──────── Supplied data ────────

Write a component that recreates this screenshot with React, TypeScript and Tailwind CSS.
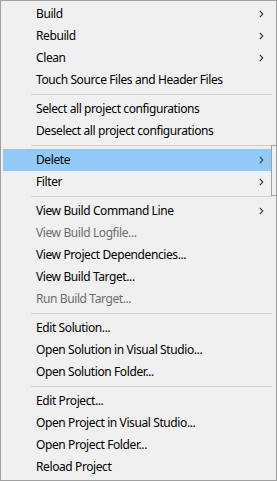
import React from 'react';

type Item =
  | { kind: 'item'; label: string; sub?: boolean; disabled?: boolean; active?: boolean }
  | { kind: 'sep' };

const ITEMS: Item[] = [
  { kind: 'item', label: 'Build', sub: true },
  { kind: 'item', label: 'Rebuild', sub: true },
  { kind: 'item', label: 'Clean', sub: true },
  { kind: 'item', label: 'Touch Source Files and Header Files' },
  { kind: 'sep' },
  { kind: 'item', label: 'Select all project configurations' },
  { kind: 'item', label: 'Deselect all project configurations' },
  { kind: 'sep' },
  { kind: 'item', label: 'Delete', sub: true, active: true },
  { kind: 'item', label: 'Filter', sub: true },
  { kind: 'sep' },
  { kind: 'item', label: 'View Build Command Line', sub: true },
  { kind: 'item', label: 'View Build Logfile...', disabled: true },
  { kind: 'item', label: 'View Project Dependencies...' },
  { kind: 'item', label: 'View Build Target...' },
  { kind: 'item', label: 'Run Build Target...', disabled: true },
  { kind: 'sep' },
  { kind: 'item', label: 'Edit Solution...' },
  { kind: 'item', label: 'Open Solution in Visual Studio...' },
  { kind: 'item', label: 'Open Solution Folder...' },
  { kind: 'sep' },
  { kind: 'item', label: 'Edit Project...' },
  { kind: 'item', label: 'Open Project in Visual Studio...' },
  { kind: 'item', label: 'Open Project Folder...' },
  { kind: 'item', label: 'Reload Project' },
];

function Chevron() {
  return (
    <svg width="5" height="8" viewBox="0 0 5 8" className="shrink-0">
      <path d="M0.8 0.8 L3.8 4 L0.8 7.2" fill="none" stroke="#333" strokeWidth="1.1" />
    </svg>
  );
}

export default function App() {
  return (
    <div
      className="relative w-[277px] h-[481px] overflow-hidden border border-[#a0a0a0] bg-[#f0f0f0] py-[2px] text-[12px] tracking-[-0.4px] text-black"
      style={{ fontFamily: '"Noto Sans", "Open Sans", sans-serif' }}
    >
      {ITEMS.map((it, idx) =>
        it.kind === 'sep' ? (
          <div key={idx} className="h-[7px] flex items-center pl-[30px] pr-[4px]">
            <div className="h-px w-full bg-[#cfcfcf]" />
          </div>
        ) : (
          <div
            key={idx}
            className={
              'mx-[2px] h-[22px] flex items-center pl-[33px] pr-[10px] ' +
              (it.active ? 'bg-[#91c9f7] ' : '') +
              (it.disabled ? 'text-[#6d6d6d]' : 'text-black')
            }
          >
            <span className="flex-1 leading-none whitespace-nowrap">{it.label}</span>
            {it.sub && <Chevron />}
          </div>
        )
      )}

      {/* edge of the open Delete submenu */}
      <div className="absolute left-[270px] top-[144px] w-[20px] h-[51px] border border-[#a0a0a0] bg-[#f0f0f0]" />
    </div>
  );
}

────────

What you should do
Return each line from the material above exactly, but not the pictures.

Reply to the exercise
Write a component that recreates this screenshot with React, TypeScript and Tailwind CSS.
import React from 'react';

type Item =
  | { kind: 'item'; label: string; sub?: boolean; disabled?: boolean; active?: boolean }
  | { kind: 'sep' };

const ITEMS: Item[] = [
  { kind: 'item', label: 'Build', sub: true },
  { kind: 'item', label: 'Rebuild', sub: true },
  { kind: 'item', label: 'Clean', sub: true },
  { kind: 'item', label: 'Touch Source Files and Header Files' },
  { kind: 'sep' },
  { kind: 'item', label: 'Select all project configurations' },
  { kind: 'item', label: 'Deselect all project configurations' },
  { kind: 'sep' },
  { kind: 'item', label: 'Delete', sub: true, active: true },
  { kind: 'item', label: 'Filter', sub: true },
  { kind: 'sep' },
  { kind: 'item', label: 'View Build Command Line', sub: true },
  { kind: 'item', label: 'View Build Logfile...', disabled: true },
  { kind: 'item', label: 'View Project Dependencies...' },
  { kind: 'item', label: 'View Build Target...' },
  { kind: 'item', label: 'Run Build Target...', disabled: true },
  { kind: 'sep' },
  { kind: 'item', label: 'Edit Solution...' },
  { kind: 'item', label: 'Open Solution in Visual Studio...' },
  { kind: 'item', label: 'Open Solution Folder...' },
  { kind: 'sep' },
  { kind: 'item', label: 'Edit Project...' },
  { kind: 'item', label: 'Open Project in Visual Studio...' },
  { kind: 'item', label: 'Open Project Folder...' },
  { kind: 'item', label: 'Reload Project' },
];

function Chevron() {
  return (
    <svg width="5" height="8" viewBox="0 0 5 8" className="shrink-0">
      <path d="M0.8 0.8 L3.8 4 L0.8 7.2" fill="none" stroke="#333" strokeWidth="1.1" />
    </svg>
  );
}

export default function App() {
  return (
    <div
      className="relative w-[277px] h-[481px] overflow-hidden border border-[#a0a0a0] bg-[#f0f0f0] py-[2px] text-[12px] tracking-[-0.4px] text-black"
      style={{ fontFamily: '"Noto Sans", "Open Sans", sans-serif' }}
    >
      {ITEMS.map((it, idx) =>
        it.kind === 'sep' ? (
          <div key={idx} className="h-[7px] flex items-center pl-[30px] pr-[4px]">
            <div className="h-px w-full bg-[#cfcfcf]" />
          </div>
        ) : (
          <div
            key={idx}
            className={
              'mx-[2px] h-[22px] flex items-center pl-[33px] pr-[10px] ' +
              (it.active ? 'bg-[#91c9f7] ' : '') +
              (it.disabled ? 'text-[#6d6d6d]' : 'text-black')
            }
          >
            <span className="flex-1 leading-none whitespace-nowrap">{it.label}</span>
            {it.sub && <Chevron />}
          </div>
        )
      )}

      {/* edge of the open Delete submenu */}
      <div className="absolute left-[270px] top-[144px] w-[20px] h-[51px] border border-[#a0a0a0] bg-[#f0f0f0]" />
    </div>
  );
}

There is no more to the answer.